Leigh Fremor's A Time of Gifts as social anthropoloty

I continue to be impressed by the terrific writing in Patrick Leigh Fermor's A Time of Gifts, his 1977 emoir about his wintertime solo trek from London to Constantinople (volume 1, which I'm reading, ends in Hungary, I think). His sense of detail and his capacity to bring the detail into social context is extraordinary; I would be tempted to say that the lesson for all travelers is to keep a detailed journal, but we learn in this volume that he journal, along w/ the rest of his belongings, was stolen in a youth hostel in Munich early in the travels, so the recovered info in the first section of this memoir was from memory (and perhaps some research) alone. Still, good idea to keep a journal and to keep it close to you (or in the Cloud, a resource that PLF obviously did not have). Particularly impressive passages are his hilarious description of the eating and drinking in a Munich beer hall and his unflinching recollection of the kitsch and bad taste in the design and decor of the house of a wealthy German businessman.

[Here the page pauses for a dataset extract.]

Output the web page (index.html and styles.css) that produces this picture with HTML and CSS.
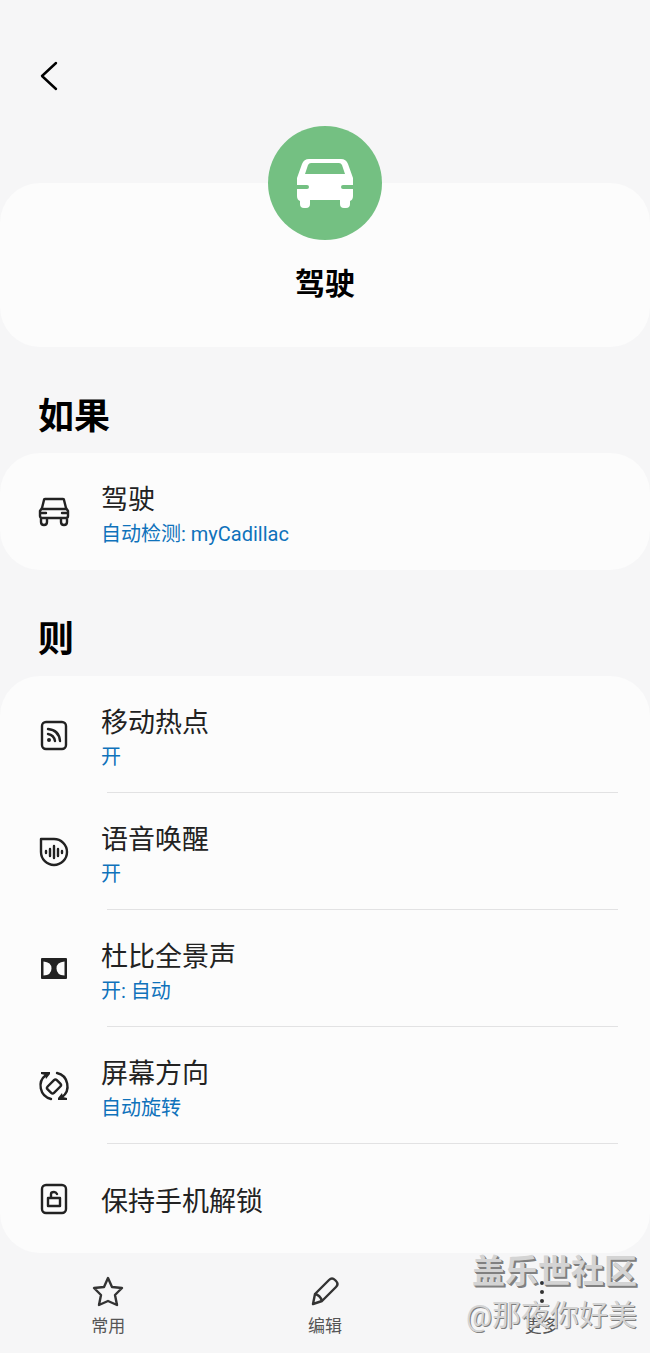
FILE: index.html
```html
<!DOCTYPE html>
<html lang="zh-CN">
<head>
  <meta charset="UTF-8">
  <meta name="viewport" content="width=device-width, initial-scale=1">
  <title>驾驶</title>
  <link rel="stylesheet" href="styles.css">
</head>
<body>
  <header class="topbar">
    <button class="back-btn" aria-label="返回">
      <svg width="32" height="32" viewBox="0 0 32 32"><path d="M24 3 L10 16 L24 29"/></svg>
    </button>
  </header>

  <main>
    <!-- Routine name -->
    <section class="card hero">
      <div class="hero-icon">
        <svg width="114" height="114" viewBox="0 0 114 114">
          <path fill="#fff" fill-rule="evenodd" d="M41 33 H73 Q78 33 80 38 L85 52 V70 Q85 74 82 75 V78 Q82 82 78 82 H76 Q72 82 72 78 V74 H42 V78 Q42 82 38 82 H36 Q32 82 32 78 V75 Q29 74 29 70 V52 L34 38 Q36 33 41 33 Z M43 37 Q41 37 40 39 L37 48 H77 L74 39 Q73 37 71 37 Z"/>
          <path stroke="#74c082" stroke-width="4" stroke-linecap="round" d="M27 61 H39 M75 61 H88"/>
        </svg>
      </div>
      <h1>驾驶</h1>
    </section>

    <h2>如果</h2>
    <ul class="card list">
      <li class="row">
        <svg class="icon" width="36" height="36" viewBox="0 0 36 36">
          <path d="M9 5 H27 Q28 5 28 6 L30 14 L32 17 V22 Q32 24 30 24 H6 Q4 24 4 22 V17 L6 14 L8 6 Q8 5 9 5 Z M6 15 H30 M5 19 H10 M31 19 H26 M5 24 V28 Q5 31 8 31 Q11 31 11 28 V24 M25 24 V28 Q25 31 28 31 Q31 31 31 28 V24"/>
        </svg>
        <div class="text">
          <h3>驾驶</h3>
          <p>自动检测: myCadillac</p>
        </div>
      </li>
    </ul>

    <h2>则</h2>
    <ul class="card list">
      <li class="row">
        <svg class="icon" width="36" height="36" viewBox="0 0 36 36">
          <rect x="6" y="5" width="24" height="27" rx="4"/>
          <path d="M12 12 Q23 13 24 24 M12 17 Q18 18 19 24"/>
          <circle class="solid" cx="13" cy="23" r="2"/>
        </svg>
        <div class="text">
          <h3>移动热点</h3>
          <p>开</p>
        </div>
      </li>
      <li class="row">
        <svg class="icon" width="36" height="36" viewBox="0 0 36 36">
          <path d="M5 5 H18 A13 13 0 1 1 5 18 Z M10 17 V19 M14 15 V22 M18 12 V24 M22 15 V22 M26 17 V19"/>
        </svg>
        <div class="text">
          <h3>语音唤醒</h3>
          <p>开</p>
        </div>
      </li>
      <li class="row">
        <svg class="icon" width="36" height="36" viewBox="0 0 36 36">
          <path class="solid" fill-rule="evenodd" d="M6 7 H30 Q31 7 31 8 V27 Q31 28 30 28 H6 Q5 28 5 27 V8 Q5 7 6 7 Z M7.5 10.5 V24.5 Q15.5 24 15.5 17.5 Q15.5 11 7.5 10.5 Z M28.5 10.5 V24.5 Q20.5 24 20.5 17.5 Q20.5 11 28.5 10.5 Z"/>
        </svg>
        <div class="text">
          <h3>杜比全景声</h3>
          <p>开: 自动</p>
        </div>
      </li>
      <li class="row">
        <svg class="icon" width="36" height="36" viewBox="0 0 36 36">
          <rect x="13.5" y="12" width="9" height="13" rx="2" transform="rotate(45 18 18.5)"/>
          <path d="M15 31 A13.5 13.5 0 0 1 10 7 M21 5 A13.5 13.5 0 0 1 26 29"/>
          <path class="solid" d="M5 4 H14 V6 L10 11 L9 7 L5 6 Z M31 32 H22 V30 L26 25 L27 29 L31 30 Z"/>
        </svg>
        <div class="text">
          <h3>屏幕方向</h3>
          <p>自动旋转</p>
        </div>
      </li>
      <li class="row single">
        <svg class="icon" width="36" height="36" viewBox="0 0 36 36">
          <rect x="6" y="4" width="24" height="28" rx="4"/>
          <path d="M12 17 H24 V25 H12 Z M15 17 V13 Q15 11 18 11 Q20 11 21 13"/>
        </svg>
        <div class="text">
          <h3>保持手机解锁</h3>
        </div>
      </li>
    </ul>
  </main>

  <nav class="bottom-bar">
    <button>
      <svg width="36" height="36" viewBox="0 0 36 36"><path d="M18 4 L22 13 L32 14 L25 21 L27 31 L18 27 L9 31 L11 21 L4 14 L14 13 Z"/></svg>
      常用
    </button>
    <button>
      <svg width="36" height="36" viewBox="0 0 36 36"><path d="M6 30 L8 20 L22 6 Q25 3 28 6 L29 7 Q32 10 29 13 L15 27 Z M8 20 Q13 21 15 27"/></svg>
      编辑
    </button>
    <button>
      <svg width="36" height="36" viewBox="0 0 36 36"><g class="dots"><circle cx="18" cy="9" r="2"/><circle cx="18" cy="18" r="2"/><circle cx="18" cy="27" r="2"/></g></svg>
      更多
    </button>
    <div class="watermark">
      <strong>盖乐世社区</strong>
      <span>@那夜你好美</span>
    </div>
  </nav>
</body>
</html>
```
FILE: styles.css
```css
* {
  box-sizing: border-box;
}
body {
  margin: 0;
  background: #f6f6f7;
  color: #222;
  font-family: Roboto, "Noto Sans CJK SC", sans-serif;
}
h1, h2, h3, p, ul {
  margin: 0;
  padding: 0;
}
button {
  padding: 0;
  border: none;
  background: none;
  font-family: inherit;
  cursor: pointer;
}
svg {
  display: block;
  fill: none;
  stroke-linecap: round;
  stroke-linejoin: round;
}
.topbar {
  padding: 60px 32px 0;
}
.back-btn {
  display: block;
}
.back-btn svg {
  stroke: #000;
  stroke-width: 2.4;
}
.card {
  background: #fcfcfc;
  border-radius: 40px;
}
/* top padding keeps room for the half of the icon above the card */
main {
  padding-top: 91px;
}
.hero {
  padding-bottom: 41px;
  display: flex;
  flex-direction: column;
  align-items: center;
}
.hero-icon {
  margin-top: -57px;
  border-radius: 50%;
  background: #74c082;
}
h1 {
  margin-top: 22px;
  font-size: 30px;
  line-height: 44px;
  color: #000;
}
h2 {
  padding: 44px 38px 9px;
  font-size: 36px;
  line-height: 53px;
  color: #000;
}

/* Condition and action rows */
.list {
  list-style: none;
}
.row {
  display: flex;
  align-items: center;
  height: 117px;
  padding: 0 32px 0 36px;
  gap: 29px;
}
.icon {
  flex: none;
  stroke: #222;
  stroke-width: 2.4;
}
.solid {
  fill: #222;
  stroke: none;
}
.text {
  position: relative;
  flex: 1;
  height: 100%;
  padding-top: 6px;
  display: flex;
  flex-direction: column;
  justify-content: center;
  gap: 2px;
}
.row + .row .text::before {
  content: "";
  position: absolute;
  top: -1px;
  left: 6px;
  right: 0;
  height: 1px;
  background: #e2e2e3;
}
h3 {
  font-size: 27px;
  line-height: 36px;
  font-weight: 400;
}
.text p {
  font-size: 20px;
  line-height: 28px;
  color: #0f72bb;
}
.single {
  height: 109px;
}

.bottom-bar {
  position: relative;
  display: grid;
  grid-template-columns: repeat(3, 1fr);
  padding: 21px 0 15px;
}
.bottom-bar button {
  display: flex;
  flex-direction: column;
  align-items: center;
  gap: 4px;
  font-size: 17px;
  line-height: 24px;
  color: #555;
}
.bottom-bar svg {
  stroke: #333;
  stroke-width: 2.4;
}
.bottom-bar .dots {
  fill: #333;
  stroke: none;
}
.watermark {
  position: absolute;
  right: 13px;
  bottom: 15px;
  display: flex;
  flex-direction: column;
  align-items: flex-end;
  color: #d4d4d4;
  text-shadow: 1px 1px 0 #808080;
  pointer-events: none;
}
.watermark strong {
  font-size: 33px;
  line-height: 44px;
  text-shadow: 1px 1px 0 #808080, 2px 2px 0 #808080;
}
.watermark span {
  font-size: 29px;
  line-height: 44px;
}
```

Yes, there's a certain snobbism throughout: PLF finds it easier to critique the working class and the self-made and to go into raptures on the taste and good manners of the last pathetic remnants of the aristocracy. Still, his observations feel right on, and he incorporates them well into a great narrative, with adventures (nearly forced to spend the night in a drafty barn, where he might have frozen to death, misadventures (hard to imagine anyone taking on this kind of travel, by foot in winter across northern Germany, then or today), and frightening observtions about the signs all around him supporting Hitler and the Nazi party. Many times, as an Englishman, he felt uncomfortable or even threatened; despite his encounters w/ many "good Germans" who still held out an ethic of helping wayward travelers and students, he had to be appalled by the storm troopers, the fascist salutes, the many houses and pubs that he entered that displayed - whether willingly or not, does it matter? - pictures of Hitler and swastikas. You have to wonder: How could he stand it? Why didn't he just head due south and retreat into France or Switzerland? How could he pretend to be at ease with these people, in that culture, at that time? Nevertheless, these glimpses of fascism taking route are important; it's almost as if this work were a form of social anthropology even more than a travel memoir.